Because the biblical documents were written in ancient times, in different cultures, and to different peoples, an historical approach to the interpretation of the Bible is deemed necessary. This has become so properly basic that it is nearly an axiom that the contemporary interpretation of the Bible is historical interpretation. Without denying that the Bible is the Word of God, the actual task of interpreting the Bible has become primarily an examination of the words of men. Such an historical emphasis makes theology seem less important, or at best a quite distant secondary concern.
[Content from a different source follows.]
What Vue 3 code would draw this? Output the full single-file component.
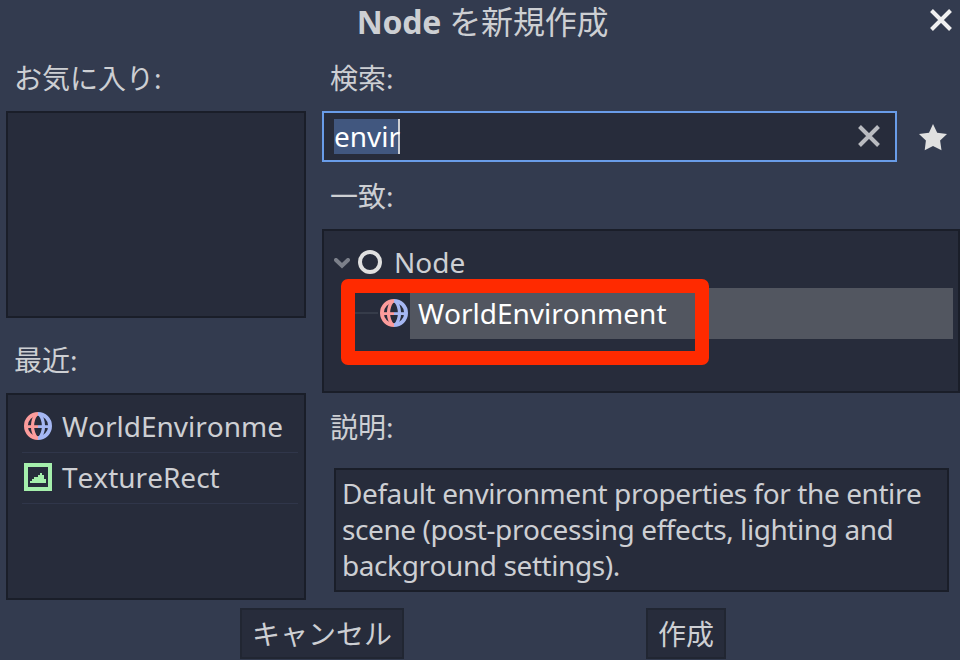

John Barton suggests as much when he claims, “There is an important sense in which biblical scholars as such are not and cannot be theologians, for a theologian is one concerned directly with theological truth” (People of the Book?, 54).
Helpful here is an obscure essay by the late Sir Edwyn C. Hoskyns (1884-1937) of Corpus Christi College, Cambridge University, entitled “Biblical Criticism a Christian Activity” (in his We Are the Pharisees, 74-79). Hoskyns begins by introducing a growing ignorance regarding the historical interpretation of the Bible. Hoskyns attempts to defend a negative impression of the historical nature of biblical interpretation, but more importantly, to correctly explain its often forgotten roots. By definition, historical interpretation is “to apply a nice, exact, accurate, and precise observation to the biblical literature” (75). Hoskyns explains that historical interpretation is widely regarded as being “shaped and perfected in secular studies and then applied to the Bible,” causing massive discomfort in the church. But, interestingly, Hoskyns rebukes this common assumption: “This picture of the invasion of a perfected study into the domain of the Bible, and its supposed results, is almost wholly untrue. The reverse is, in fact, more nearly the truth. A very good claim may be made that a passion for history and for historical investigation is peculiarly Christian” (76). Hoskyns argues that in sharp contrast from the view that the Bible existed safely and securely in a naïve theological state until the evil history came to prominence, the opposite is more accurate: History became prominent not in spite of Christianity, but because of it. Since Christianity is rooted in certain, important events, the study of history, a tool for explicating history, came to prominence. As Hoskyns explains:
"But it is certain that, for the Christian believer, such a recognition of the importance of particular historical happenings is not imposed upon the Christian religion, but is embedded in its very heart. I would venture to hazard the challenging statement that the modern study of history is a direct product of the belief of the Church, and that the passion for history has spread outwards from the Church into the secular field rather than that it was developed outside the Church and then forced unwillingly upon the Christian theologian, and consequently upon faithful Christians" (77, emphasis added).
While some might be quick to oppose this “challenging statement,” Hoskyns is at least correct to point out that for the Christian the impetus for a historical interpretation of the Bible does not entirely stem from history itself. Rather, it is the work of God in the real world that makes the study of history so important to the study of the Bible. Said another way, for the Christian the historical interpretation of the Bible is a theological necessity. The moment the “Word became flesh” (Jn. 1:14), history became essential to the task of thinking about and proclaiming the good news of the Bible, and it became essential for very theological reasons.
In his posthumously published commentary on the Gospel of John, Hoskyns describes the appropriate posture of a biblical interpreter: “It is no less required of a theologian that he should be an historian than it is of an historian that he should become a theologian” (The Fourth Gospel, 172). For the Christian, the one begets the other. Without taking anything away from the dominance of history in the contemporary interpretation of the Bible, it is important to remember that the contemporary church’s historical veracity has been born out of and should be driven by a theological necessity.